La taxation supplémentaire des hydrocarbures raffinés en France a déclenché l’expression d’une colère populaire qui couvait depuis longtemps. Cette nouvelle mesure lèse les foyers d’une classe moyenne inférieure, elle est un expédient et un subterfuge de plus pour ne pas encourir le franchissement du niveau de dette publique autorisé par l’UE. Elle confirme une fois de plus si besoin était l’inefficacité de l’austérité, de la baisse des impôts sur les sociétés et de l’augmentation de celui sur le revenu en même temps qu’il invalide la ‘flexibilité’ du travail.
Elle ne pourra se faire que dans des conditions qui rendent inopérantes les attaques spéculatives du Marché financier, ce qui implique des mesures de protection qui rendent les nations revenues à leur liberté étanches à la malfaisance des institutions financières. En leur rendant leur fonction sociale de distribution du crédit et en les nationalisant.
En rendant impossible toute manœuvre de Combinazione ou combine, il faut revenir à des principes tranchants, guillotine virtuelle pour toute coterie qui défendrait des intérêts privés aux dépens de celui de tous.

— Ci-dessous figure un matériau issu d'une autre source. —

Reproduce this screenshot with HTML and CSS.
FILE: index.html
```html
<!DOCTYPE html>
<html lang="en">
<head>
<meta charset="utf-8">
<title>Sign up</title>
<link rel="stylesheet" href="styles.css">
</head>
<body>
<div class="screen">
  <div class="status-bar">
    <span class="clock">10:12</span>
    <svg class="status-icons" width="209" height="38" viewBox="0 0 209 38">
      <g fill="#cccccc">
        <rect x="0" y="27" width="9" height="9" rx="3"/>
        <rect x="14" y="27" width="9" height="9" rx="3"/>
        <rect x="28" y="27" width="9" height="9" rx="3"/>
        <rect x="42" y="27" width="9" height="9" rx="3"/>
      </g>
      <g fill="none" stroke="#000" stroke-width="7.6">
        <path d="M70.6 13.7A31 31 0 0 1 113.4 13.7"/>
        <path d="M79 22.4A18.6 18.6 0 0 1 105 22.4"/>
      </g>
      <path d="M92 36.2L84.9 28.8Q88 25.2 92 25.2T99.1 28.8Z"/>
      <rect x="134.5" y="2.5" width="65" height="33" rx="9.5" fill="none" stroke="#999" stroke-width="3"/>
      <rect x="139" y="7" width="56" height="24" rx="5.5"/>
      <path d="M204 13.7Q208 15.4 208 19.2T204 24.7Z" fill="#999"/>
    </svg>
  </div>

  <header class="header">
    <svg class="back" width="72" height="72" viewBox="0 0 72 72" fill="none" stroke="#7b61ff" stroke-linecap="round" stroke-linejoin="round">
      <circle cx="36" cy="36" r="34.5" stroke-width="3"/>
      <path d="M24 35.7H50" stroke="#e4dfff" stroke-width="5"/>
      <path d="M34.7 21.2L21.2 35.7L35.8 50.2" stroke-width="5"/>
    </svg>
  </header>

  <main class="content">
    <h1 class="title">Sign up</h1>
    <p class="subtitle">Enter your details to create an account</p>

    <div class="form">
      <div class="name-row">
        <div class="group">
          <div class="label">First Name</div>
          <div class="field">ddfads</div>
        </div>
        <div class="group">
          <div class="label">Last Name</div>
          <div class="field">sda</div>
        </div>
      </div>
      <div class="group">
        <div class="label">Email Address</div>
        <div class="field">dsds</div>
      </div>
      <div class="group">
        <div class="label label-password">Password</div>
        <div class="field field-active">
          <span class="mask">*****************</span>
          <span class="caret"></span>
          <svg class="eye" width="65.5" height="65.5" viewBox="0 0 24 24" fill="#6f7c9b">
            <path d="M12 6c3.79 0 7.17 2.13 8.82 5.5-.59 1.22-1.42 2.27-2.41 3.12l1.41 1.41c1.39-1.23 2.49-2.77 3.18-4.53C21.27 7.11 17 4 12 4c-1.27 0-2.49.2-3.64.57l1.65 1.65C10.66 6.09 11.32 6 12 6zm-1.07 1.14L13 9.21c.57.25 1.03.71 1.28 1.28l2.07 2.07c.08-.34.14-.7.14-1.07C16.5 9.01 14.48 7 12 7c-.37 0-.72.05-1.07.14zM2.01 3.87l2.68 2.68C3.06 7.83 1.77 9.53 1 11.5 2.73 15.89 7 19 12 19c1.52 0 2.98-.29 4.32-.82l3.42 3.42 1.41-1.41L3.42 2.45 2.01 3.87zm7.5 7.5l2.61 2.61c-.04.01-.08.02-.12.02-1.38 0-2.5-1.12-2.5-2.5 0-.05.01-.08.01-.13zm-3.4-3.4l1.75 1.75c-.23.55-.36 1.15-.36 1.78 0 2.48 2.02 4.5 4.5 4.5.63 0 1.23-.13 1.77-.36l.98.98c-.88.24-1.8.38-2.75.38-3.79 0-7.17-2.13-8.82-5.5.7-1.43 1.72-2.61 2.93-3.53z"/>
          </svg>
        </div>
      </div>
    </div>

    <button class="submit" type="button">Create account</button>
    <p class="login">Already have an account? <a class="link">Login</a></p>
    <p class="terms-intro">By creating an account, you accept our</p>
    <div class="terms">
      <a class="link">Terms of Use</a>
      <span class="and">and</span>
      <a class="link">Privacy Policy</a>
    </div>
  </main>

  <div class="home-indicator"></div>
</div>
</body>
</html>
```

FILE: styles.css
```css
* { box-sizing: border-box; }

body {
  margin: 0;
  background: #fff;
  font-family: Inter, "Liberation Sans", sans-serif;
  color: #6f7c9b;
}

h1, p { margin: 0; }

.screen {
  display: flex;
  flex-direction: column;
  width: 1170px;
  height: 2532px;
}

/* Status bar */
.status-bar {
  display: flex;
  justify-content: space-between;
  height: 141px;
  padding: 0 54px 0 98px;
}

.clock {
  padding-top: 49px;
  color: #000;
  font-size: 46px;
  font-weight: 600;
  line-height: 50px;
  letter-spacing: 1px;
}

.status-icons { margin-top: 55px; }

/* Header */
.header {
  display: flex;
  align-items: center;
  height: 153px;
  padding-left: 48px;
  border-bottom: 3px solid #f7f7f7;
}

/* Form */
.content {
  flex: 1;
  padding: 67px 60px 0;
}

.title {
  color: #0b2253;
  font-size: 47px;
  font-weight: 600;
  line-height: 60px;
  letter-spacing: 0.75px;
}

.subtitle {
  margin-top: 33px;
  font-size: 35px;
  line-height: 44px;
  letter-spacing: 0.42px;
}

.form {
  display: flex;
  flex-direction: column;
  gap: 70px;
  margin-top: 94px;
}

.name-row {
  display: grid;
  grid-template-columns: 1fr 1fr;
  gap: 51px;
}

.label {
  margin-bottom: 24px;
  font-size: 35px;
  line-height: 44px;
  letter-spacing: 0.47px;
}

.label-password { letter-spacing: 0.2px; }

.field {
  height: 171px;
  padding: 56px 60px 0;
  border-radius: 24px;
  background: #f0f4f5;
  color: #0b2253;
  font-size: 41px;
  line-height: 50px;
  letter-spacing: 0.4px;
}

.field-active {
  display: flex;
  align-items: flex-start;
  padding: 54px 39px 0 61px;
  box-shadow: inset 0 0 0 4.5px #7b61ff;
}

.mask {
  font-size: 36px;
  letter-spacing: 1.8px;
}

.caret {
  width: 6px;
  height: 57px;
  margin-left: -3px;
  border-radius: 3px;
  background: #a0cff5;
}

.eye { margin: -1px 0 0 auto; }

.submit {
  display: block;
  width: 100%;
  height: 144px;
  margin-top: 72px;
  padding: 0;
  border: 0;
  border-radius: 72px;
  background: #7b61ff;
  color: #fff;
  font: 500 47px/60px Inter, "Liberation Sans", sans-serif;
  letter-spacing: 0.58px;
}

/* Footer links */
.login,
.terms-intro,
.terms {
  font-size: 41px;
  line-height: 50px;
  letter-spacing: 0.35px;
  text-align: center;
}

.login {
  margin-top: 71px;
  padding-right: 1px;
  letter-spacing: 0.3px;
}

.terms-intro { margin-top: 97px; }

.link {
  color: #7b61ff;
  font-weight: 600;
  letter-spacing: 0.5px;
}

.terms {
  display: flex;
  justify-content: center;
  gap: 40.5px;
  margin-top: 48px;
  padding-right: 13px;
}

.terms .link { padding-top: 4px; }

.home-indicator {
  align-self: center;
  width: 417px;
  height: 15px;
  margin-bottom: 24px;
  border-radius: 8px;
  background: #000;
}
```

(*) Ainsi un Italien mercenaire d’une banque étasunienne a affaibli la structure de l’espace euro en y faisant admettre une économie manifestement incapable de supporter l’exigence d’une monnaie forte. Il peut donc être considéré comme responsable des politiques d’austérité, de la spirale de la décroissance, du chômage et des privatisations des biens publics vendus à l’encan imposés au peuple grec. Pour récompenser ces loyaux services, Goldman Sachs aide à son installation à la présidence de la BCE.